▶ TASK OBJECTIVE
Each line of the data that includes the string "components" is to be copied out.

>>>>>

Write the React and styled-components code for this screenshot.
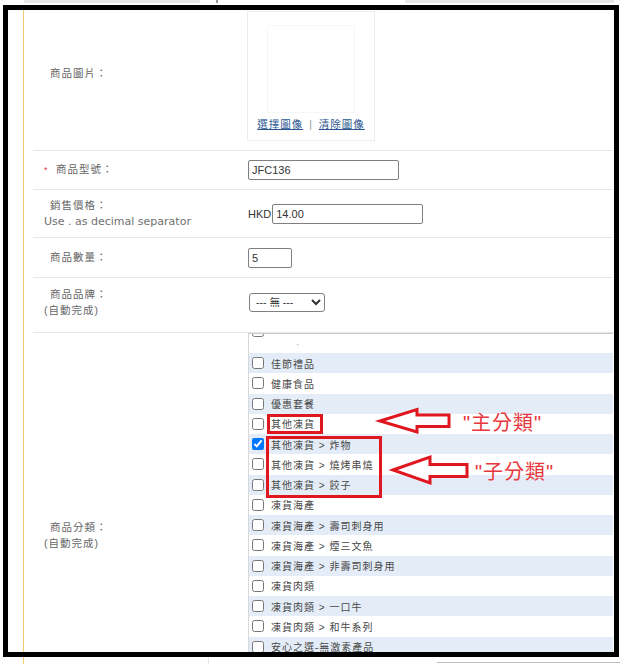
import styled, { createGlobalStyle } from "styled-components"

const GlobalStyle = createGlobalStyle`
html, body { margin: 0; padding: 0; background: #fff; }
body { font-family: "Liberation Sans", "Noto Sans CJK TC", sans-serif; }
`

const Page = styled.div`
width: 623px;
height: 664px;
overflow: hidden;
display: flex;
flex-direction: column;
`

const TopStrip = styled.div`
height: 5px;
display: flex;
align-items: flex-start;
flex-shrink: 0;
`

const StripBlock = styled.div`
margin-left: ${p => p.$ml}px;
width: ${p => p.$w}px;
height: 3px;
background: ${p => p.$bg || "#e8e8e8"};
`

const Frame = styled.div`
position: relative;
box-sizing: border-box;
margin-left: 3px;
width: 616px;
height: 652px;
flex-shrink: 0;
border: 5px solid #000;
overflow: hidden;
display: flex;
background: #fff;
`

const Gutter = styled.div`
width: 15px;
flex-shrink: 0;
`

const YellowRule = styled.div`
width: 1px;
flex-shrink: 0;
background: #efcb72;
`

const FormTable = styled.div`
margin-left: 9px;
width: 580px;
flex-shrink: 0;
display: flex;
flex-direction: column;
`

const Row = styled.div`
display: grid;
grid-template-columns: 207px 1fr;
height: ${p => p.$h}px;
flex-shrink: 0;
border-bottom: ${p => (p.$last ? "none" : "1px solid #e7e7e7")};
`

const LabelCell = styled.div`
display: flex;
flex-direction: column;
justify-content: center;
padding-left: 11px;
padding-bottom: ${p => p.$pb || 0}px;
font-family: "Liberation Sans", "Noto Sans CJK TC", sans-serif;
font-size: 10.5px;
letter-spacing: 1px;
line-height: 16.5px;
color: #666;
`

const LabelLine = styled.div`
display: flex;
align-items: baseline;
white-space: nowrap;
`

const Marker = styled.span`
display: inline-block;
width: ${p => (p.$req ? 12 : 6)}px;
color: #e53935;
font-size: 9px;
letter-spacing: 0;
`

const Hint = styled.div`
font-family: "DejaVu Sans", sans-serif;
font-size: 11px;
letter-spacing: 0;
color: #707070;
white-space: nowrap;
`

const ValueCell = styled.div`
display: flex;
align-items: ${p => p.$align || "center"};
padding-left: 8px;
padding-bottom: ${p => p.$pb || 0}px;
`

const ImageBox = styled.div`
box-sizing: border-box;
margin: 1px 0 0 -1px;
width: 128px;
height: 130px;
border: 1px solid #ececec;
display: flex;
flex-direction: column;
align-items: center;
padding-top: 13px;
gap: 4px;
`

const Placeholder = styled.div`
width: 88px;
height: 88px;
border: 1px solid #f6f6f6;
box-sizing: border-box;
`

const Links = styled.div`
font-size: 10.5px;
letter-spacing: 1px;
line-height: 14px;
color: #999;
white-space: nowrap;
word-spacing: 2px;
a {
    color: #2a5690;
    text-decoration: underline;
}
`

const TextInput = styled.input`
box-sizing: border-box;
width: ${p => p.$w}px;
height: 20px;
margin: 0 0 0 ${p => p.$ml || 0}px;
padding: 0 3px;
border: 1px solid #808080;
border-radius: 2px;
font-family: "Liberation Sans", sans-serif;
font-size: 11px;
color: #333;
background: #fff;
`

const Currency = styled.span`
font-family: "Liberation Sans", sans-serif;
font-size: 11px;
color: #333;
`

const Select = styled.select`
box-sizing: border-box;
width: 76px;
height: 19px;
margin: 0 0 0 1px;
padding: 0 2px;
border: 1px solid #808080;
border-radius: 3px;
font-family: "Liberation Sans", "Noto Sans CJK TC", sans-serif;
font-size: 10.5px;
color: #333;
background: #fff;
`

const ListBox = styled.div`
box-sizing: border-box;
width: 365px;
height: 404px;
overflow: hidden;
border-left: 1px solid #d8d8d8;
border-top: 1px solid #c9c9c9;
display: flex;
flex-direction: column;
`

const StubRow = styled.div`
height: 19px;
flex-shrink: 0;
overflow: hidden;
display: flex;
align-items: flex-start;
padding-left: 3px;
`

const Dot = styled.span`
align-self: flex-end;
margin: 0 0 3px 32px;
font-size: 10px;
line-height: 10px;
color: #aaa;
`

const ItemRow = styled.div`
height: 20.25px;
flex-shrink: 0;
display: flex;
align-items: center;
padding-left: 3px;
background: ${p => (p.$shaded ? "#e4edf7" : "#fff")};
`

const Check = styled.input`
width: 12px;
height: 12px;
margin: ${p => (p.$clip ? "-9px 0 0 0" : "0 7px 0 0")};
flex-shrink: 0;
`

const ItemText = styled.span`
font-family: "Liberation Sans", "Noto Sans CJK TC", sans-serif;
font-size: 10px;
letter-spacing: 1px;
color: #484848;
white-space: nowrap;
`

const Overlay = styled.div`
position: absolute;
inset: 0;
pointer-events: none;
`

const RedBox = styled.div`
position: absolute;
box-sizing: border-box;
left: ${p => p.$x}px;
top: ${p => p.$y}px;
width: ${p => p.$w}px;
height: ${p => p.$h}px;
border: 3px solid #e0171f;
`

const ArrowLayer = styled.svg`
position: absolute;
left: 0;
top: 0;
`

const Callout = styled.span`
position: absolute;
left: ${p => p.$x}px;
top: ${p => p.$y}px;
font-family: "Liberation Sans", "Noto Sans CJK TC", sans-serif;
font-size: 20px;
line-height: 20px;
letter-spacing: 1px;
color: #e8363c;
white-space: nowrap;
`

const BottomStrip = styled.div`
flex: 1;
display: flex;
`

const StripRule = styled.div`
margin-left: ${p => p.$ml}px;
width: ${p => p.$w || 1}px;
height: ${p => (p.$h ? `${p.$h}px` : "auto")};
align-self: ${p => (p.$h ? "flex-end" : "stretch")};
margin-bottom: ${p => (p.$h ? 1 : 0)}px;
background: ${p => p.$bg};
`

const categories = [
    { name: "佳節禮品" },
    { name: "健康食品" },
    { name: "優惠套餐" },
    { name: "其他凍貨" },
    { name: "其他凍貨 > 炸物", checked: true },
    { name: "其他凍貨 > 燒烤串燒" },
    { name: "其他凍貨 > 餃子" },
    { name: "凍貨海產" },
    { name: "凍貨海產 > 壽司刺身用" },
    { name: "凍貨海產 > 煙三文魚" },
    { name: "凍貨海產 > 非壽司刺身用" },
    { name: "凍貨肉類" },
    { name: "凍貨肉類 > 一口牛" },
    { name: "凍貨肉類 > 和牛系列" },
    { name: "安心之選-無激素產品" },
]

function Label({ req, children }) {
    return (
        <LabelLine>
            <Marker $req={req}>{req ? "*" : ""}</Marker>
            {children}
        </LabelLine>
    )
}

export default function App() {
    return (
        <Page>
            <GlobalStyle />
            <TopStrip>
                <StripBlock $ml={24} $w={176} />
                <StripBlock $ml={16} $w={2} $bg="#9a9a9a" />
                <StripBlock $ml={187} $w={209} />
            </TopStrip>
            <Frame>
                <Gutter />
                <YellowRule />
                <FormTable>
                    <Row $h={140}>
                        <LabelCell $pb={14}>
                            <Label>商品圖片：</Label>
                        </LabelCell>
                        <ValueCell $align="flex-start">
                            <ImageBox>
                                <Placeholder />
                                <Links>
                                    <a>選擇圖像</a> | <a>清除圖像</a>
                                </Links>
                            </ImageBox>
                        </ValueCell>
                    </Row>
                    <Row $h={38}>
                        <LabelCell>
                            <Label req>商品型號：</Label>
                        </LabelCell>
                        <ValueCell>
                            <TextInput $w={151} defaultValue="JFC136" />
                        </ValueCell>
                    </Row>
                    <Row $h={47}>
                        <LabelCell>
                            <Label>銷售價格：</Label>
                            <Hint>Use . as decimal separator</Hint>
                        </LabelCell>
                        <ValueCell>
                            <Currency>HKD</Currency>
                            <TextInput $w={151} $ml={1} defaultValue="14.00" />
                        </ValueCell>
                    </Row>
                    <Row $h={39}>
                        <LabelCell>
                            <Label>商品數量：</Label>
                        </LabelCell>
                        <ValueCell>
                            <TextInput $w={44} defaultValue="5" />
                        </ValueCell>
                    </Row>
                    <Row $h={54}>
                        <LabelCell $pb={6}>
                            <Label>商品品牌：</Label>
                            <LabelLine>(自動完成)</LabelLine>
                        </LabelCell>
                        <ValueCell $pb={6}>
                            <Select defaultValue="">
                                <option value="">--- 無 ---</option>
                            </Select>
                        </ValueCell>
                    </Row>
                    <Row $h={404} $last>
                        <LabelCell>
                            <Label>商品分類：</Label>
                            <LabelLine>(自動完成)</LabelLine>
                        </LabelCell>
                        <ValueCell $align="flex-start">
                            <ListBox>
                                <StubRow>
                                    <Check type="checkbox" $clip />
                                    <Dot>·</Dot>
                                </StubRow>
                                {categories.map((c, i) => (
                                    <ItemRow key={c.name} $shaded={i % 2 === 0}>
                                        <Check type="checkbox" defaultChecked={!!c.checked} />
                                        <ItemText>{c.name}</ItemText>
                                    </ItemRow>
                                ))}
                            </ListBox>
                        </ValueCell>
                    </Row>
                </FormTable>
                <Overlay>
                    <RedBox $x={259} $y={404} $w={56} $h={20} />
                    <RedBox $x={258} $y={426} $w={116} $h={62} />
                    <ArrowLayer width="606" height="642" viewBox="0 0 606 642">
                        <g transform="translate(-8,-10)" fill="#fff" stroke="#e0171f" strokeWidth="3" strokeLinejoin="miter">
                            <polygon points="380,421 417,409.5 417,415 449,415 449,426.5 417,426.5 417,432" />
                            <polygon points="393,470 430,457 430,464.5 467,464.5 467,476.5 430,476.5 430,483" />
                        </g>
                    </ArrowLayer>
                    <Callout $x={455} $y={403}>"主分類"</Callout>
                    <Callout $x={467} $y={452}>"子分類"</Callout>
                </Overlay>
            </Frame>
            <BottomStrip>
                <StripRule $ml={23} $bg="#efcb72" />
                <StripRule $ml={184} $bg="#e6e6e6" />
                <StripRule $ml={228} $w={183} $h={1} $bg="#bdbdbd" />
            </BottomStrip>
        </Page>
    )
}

<<<<<

▶ WRITTEN SOLUTION
Write the React and styled-components code for this screenshot.
import styled, { createGlobalStyle } from "styled-components"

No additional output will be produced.